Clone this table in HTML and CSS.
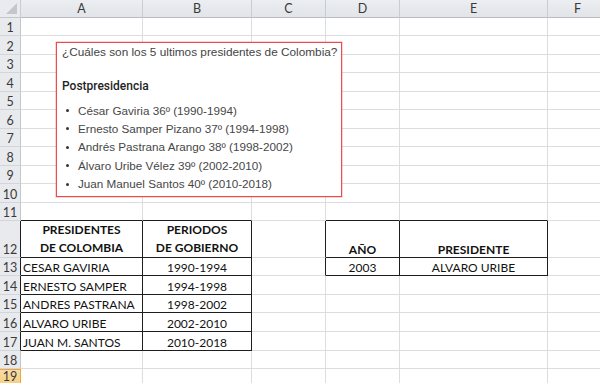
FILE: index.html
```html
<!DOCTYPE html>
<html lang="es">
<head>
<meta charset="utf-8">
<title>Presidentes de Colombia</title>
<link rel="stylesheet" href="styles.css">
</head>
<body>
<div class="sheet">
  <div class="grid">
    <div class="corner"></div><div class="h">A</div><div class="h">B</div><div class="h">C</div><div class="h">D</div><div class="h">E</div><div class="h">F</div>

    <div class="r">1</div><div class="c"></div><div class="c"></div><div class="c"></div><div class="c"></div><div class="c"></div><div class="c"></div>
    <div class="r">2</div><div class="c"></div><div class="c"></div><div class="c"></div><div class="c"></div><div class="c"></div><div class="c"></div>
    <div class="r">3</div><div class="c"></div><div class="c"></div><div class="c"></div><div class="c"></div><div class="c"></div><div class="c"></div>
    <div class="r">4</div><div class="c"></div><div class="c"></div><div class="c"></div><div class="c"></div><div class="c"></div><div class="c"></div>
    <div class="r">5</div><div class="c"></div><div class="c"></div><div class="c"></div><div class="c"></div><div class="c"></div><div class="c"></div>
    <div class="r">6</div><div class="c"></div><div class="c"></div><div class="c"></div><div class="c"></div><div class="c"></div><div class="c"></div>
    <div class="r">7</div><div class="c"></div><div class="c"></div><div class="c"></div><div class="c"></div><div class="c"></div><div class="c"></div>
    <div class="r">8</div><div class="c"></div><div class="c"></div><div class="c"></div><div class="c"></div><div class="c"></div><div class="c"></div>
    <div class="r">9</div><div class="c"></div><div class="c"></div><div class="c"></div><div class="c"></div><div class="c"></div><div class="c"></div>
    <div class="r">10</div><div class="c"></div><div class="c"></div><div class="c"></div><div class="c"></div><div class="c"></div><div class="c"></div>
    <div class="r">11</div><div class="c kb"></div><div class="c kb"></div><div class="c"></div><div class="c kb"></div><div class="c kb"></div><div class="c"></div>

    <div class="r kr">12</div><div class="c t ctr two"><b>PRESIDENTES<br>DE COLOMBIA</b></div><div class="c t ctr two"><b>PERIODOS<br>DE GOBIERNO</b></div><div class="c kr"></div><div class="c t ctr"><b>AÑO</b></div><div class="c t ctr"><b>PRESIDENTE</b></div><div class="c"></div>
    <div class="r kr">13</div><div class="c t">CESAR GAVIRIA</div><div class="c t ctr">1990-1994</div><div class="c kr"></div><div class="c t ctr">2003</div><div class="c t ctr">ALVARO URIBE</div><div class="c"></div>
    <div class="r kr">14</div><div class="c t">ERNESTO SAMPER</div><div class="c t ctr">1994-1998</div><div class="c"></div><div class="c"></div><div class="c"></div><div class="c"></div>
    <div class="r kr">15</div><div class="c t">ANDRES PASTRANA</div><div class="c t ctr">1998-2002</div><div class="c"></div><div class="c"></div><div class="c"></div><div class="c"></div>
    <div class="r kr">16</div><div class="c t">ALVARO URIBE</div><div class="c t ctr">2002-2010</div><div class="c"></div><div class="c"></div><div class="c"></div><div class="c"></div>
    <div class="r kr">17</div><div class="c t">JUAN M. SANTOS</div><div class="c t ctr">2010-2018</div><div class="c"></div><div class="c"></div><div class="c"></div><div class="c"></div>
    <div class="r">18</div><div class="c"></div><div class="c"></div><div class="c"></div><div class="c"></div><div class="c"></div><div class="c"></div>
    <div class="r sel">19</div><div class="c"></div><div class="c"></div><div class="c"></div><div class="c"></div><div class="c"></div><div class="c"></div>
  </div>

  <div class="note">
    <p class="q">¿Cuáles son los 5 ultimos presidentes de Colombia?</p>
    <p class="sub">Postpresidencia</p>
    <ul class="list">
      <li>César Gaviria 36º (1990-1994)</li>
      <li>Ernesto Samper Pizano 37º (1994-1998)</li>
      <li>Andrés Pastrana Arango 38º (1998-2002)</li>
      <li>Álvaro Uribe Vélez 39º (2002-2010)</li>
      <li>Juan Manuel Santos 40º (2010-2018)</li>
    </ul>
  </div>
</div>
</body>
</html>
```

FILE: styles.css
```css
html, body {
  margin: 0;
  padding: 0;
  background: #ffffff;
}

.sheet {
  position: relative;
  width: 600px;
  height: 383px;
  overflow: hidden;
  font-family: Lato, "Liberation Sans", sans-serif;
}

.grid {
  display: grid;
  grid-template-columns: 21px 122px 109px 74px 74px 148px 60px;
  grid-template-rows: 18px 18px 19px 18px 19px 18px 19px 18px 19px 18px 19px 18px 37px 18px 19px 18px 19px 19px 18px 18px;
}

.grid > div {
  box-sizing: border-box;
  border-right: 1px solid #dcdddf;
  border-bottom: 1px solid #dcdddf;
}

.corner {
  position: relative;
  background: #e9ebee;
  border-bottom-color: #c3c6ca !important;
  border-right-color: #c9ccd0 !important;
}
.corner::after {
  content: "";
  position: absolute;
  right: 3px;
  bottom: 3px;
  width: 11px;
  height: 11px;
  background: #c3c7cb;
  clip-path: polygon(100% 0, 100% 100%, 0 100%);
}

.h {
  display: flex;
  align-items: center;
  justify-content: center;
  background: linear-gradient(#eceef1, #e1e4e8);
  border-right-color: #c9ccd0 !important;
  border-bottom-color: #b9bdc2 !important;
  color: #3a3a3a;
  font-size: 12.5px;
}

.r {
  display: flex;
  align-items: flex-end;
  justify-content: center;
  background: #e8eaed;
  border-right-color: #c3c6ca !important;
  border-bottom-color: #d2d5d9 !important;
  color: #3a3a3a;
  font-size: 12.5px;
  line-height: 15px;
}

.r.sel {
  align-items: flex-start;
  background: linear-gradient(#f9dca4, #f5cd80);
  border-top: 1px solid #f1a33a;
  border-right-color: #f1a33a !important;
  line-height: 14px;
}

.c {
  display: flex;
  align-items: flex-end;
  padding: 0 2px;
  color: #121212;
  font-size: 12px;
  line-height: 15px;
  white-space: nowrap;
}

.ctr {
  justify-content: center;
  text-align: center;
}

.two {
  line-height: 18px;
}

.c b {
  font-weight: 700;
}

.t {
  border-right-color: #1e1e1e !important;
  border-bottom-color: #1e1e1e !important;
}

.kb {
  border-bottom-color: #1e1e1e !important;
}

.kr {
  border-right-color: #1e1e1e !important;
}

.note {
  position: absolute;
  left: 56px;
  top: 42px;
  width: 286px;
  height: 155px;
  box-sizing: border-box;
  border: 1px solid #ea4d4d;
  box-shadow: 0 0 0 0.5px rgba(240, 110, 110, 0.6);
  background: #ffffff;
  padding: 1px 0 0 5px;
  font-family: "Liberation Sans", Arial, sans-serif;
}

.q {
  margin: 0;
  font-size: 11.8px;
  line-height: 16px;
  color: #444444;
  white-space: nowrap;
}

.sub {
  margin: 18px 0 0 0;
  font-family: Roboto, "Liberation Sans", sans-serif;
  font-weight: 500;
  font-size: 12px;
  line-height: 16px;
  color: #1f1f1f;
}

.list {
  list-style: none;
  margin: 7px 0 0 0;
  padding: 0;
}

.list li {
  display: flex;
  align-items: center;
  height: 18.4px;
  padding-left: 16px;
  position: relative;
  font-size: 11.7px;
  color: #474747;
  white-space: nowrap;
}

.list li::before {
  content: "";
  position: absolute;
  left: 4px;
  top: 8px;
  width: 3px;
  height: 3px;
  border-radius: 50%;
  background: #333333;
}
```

################

### Exercise
Send back the data above word for word, with the pictures left out.

### Correct result
Clone this table in HTML and CSS.
FILE: index.html
```html
<!DOCTYPE html>
<html lang="es">
<head>
<meta charset="utf-8">
<title>Presidentes de Colombia</title>
<link rel="stylesheet" href="styles.css">
</head>
<body>
<div class="sheet">
  <div class="grid">
    <div class="corner"></div><div class="h">A</div><div class="h">B</div><div class="h">C</div><div class="h">D</div><div class="h">E</div><div class="h">F</div>

    <div class="r">1</div><div class="c"></div><div class="c"></div><div class="c"></div><div class="c"></div><div class="c"></div><div class="c"></div>
    <div class="r">2</div><div class="c"></div><div class="c"></div><div class="c"></div><div class="c"></div><div class="c"></div><div class="c"></div>
    <div class="r">3</div><div class="c"></div><div class="c"></div><div class="c"></div><div class="c"></div><div class="c"></div><div class="c"></div>
    <div class="r">4</div><div class="c"></div><div class="c"></div><div class="c"></div><div class="c"></div><div class="c"></div><div class="c"></div>
    <div class="r">5</div><div class="c"></div><div class="c"></div><div class="c"></div><div class="c"></div><div class="c"></div><div class="c"></div>
    <div class="r">6</div><div class="c"></div><div class="c"></div><div class="c"></div><div class="c"></div><div class="c"></div><div class="c"></div>
    <div class="r">7</div><div class="c"></div><div class="c"></div><div class="c"></div><div class="c"></div><div class="c"></div><div class="c"></div>
    <div class="r">8</div><div class="c"></div><div class="c"></div><div class="c"></div><div class="c"></div><div class="c"></div><div class="c"></div>
    <div class="r">9</div><div class="c"></div><div class="c"></div><div class="c"></div><div class="c"></div><div class="c"></div><div class="c"></div>
    <div class="r">10</div><div class="c"></div><div class="c"></div><div class="c"></div><div class="c"></div><div class="c"></div><div class="c"></div>
    <div class="r">11</div><div class="c kb"></div><div class="c kb"></div><div class="c"></div><div class="c kb"></div><div class="c kb"></div><div class="c"></div>

    <div class="r kr">12</div><div class="c t ctr two"><b>PRESIDENTES<br>DE COLOMBIA</b></div><div class="c t ctr two"><b>PERIODOS<br>DE GOBIERNO</b></div><div class="c kr"></div><div class="c t ctr"><b>AÑO</b></div><div class="c t ctr"><b>PRESIDENTE</b></div><div class="c"></div>
    <div class="r kr">13</div><div class="c t">CESAR GAVIRIA</div><div class="c t ctr">1990-1994</div><div class="c kr"></div><div class="c t ctr">2003</div><div class="c t ctr">ALVARO URIBE</div><div class="c"></div>
    <div class="r kr">14</div><div class="c t">ERNESTO SAMPER</div><div class="c t ctr">1994-1998</div><div class="c"></div><div class="c"></div><div class="c"></div><div class="c"></div>
    <div class="r kr">15</div><div class="c t">ANDRES PASTRANA</div><div class="c t ctr">1998-2002</div><div class="c"></div><div class="c"></div><div class="c"></div><div class="c"></div>
    <div class="r kr">16</div><div class="c t">ALVARO URIBE</div><div class="c t ctr">2002-2010</div><div class="c"></div><div class="c"></div><div class="c"></div><div class="c"></div>
    <div class="r kr">17</div><div class="c t">JUAN M. SANTOS</div><div class="c t ctr">2010-2018</div><div class="c"></div><div class="c"></div><div class="c"></div><div class="c"></div>
    <div class="r">18</div><div class="c"></div><div class="c"></div><div class="c"></div><div class="c"></div><div class="c"></div><div class="c"></div>
    <div class="r sel">19</div><div class="c"></div><div class="c"></div><div class="c"></div><div class="c"></div><div class="c"></div><div class="c"></div>
  </div>

  <div class="note">
    <p class="q">¿Cuáles son los 5 ultimos presidentes de Colombia?</p>
    <p class="sub">Postpresidencia</p>
    <ul class="list">
      <li>César Gaviria 36º (1990-1994)</li>
      <li>Ernesto Samper Pizano 37º (1994-1998)</li>
      <li>Andrés Pastrana Arango 38º (1998-2002)</li>
      <li>Álvaro Uribe Vélez 39º (2002-2010)</li>
      <li>Juan Manuel Santos 40º (2010-2018)</li>
    </ul>
  </div>
</div>
</body>
</html>
```

FILE: styles.css
```css
html, body {
  margin: 0;
  padding: 0;
  background: #ffffff;
}

.sheet {
  position: relative;
  width: 600px;
  height: 383px;
  overflow: hidden;
  font-family: Lato, "Liberation Sans", sans-serif;
}

.grid {
  display: grid;
  grid-template-columns: 21px 122px 109px 74px 74px 148px 60px;
  grid-template-rows: 18px 18px 19px 18px 19px 18px 19px 18px 19px 18px 19px 18px 37px 18px 19px 18px 19px 19px 18px 18px;
}

.grid > div {
  box-sizing: border-box;
  border-right: 1px solid #dcdddf;
  border-bottom: 1px solid #dcdddf;
}

.corner {
  position: relative;
  background: #e9ebee;
  border-bottom-color: #c3c6ca !important;
  border-right-color: #c9ccd0 !important;
}
.corner::after {
  content: "";
  position: absolute;
  right: 3px;
  bottom: 3px;
  width: 11px;
  height: 11px;
  background: #c3c7cb;
  clip-path: polygon(100% 0, 100% 100%, 0 100%);
}

.h {
  display: flex;
  align-items: center;
  justify-content: center;
  background: linear-gradient(#eceef1, #e1e4e8);
  border-right-color: #c9ccd0 !important;
  border-bottom-color: #b9bdc2 !important;
  color: #3a3a3a;
  font-size: 12.5px;
}

.r {
  display: flex;
  align-items: flex-end;
  justify-content: center;
  background: #e8eaed;
  border-right-color: #c3c6ca !important;
  border-bottom-color: #d2d5d9 !important;
  color: #3a3a3a;
  font-size: 12.5px;
  line-height: 15px;
}

.r.sel {
  align-items: flex-start;
  background: linear-gradient(#f9dca4, #f5cd80);
  border-top: 1px solid #f1a33a;
  border-right-color: #f1a33a !important;
  line-height: 14px;
}

.c {
  display: flex;
  align-items: flex-end;
  padding: 0 2px;
  color: #121212;
  font-size: 12px;
  line-height: 15px;
  white-space: nowrap;
}

.ctr {
  justify-content: center;
  text-align: center;
}

.two {
  line-height: 18px;
}

.c b {
  font-weight: 700;
}

.t {
  border-right-color: #1e1e1e !important;
  border-bottom-color: #1e1e1e !important;
}

.kb {
  border-bottom-color: #1e1e1e !important;
}

.kr {
  border-right-color: #1e1e1e !important;
}

.note {
  position: absolute;
  left: 56px;
  top: 42px;
  width: 286px;
  height: 155px;
  box-sizing: border-box;
  border: 1px solid #ea4d4d;
  box-shadow: 0 0 0 0.5px rgba(240, 110, 110, 0.6);
  background: #ffffff;
  padding: 1px 0 0 5px;
  font-family: "Liberation Sans", Arial, sans-serif;
}

.q {
  margin: 0;
  font-size: 11.8px;
  line-height: 16px;
  color: #444444;
  white-space: nowrap;
}

.sub {
  margin: 18px 0 0 0;
  font-family: Roboto, "Liberation Sans", sans-serif;
  font-weight: 500;
  font-size: 12px;
  line-height: 16px;
  color: #1f1f1f;
}

.list {
  list-style: none;
  margin: 7px 0 0 0;
  padding: 0;
}

.list li {
  display: flex;
  align-items: center;
  height: 18.4px;
  padding-left: 16px;
  position: relative;
  font-size: 11.7px;
  color: #474747;
  white-space: nowrap;
}

.list li::before {
  content: "";
  position: absolute;
  left: 4px;
  top: 8px;
  width: 3px;
  height: 3px;
  border-radius: 50%;
  background: #333333;
}
```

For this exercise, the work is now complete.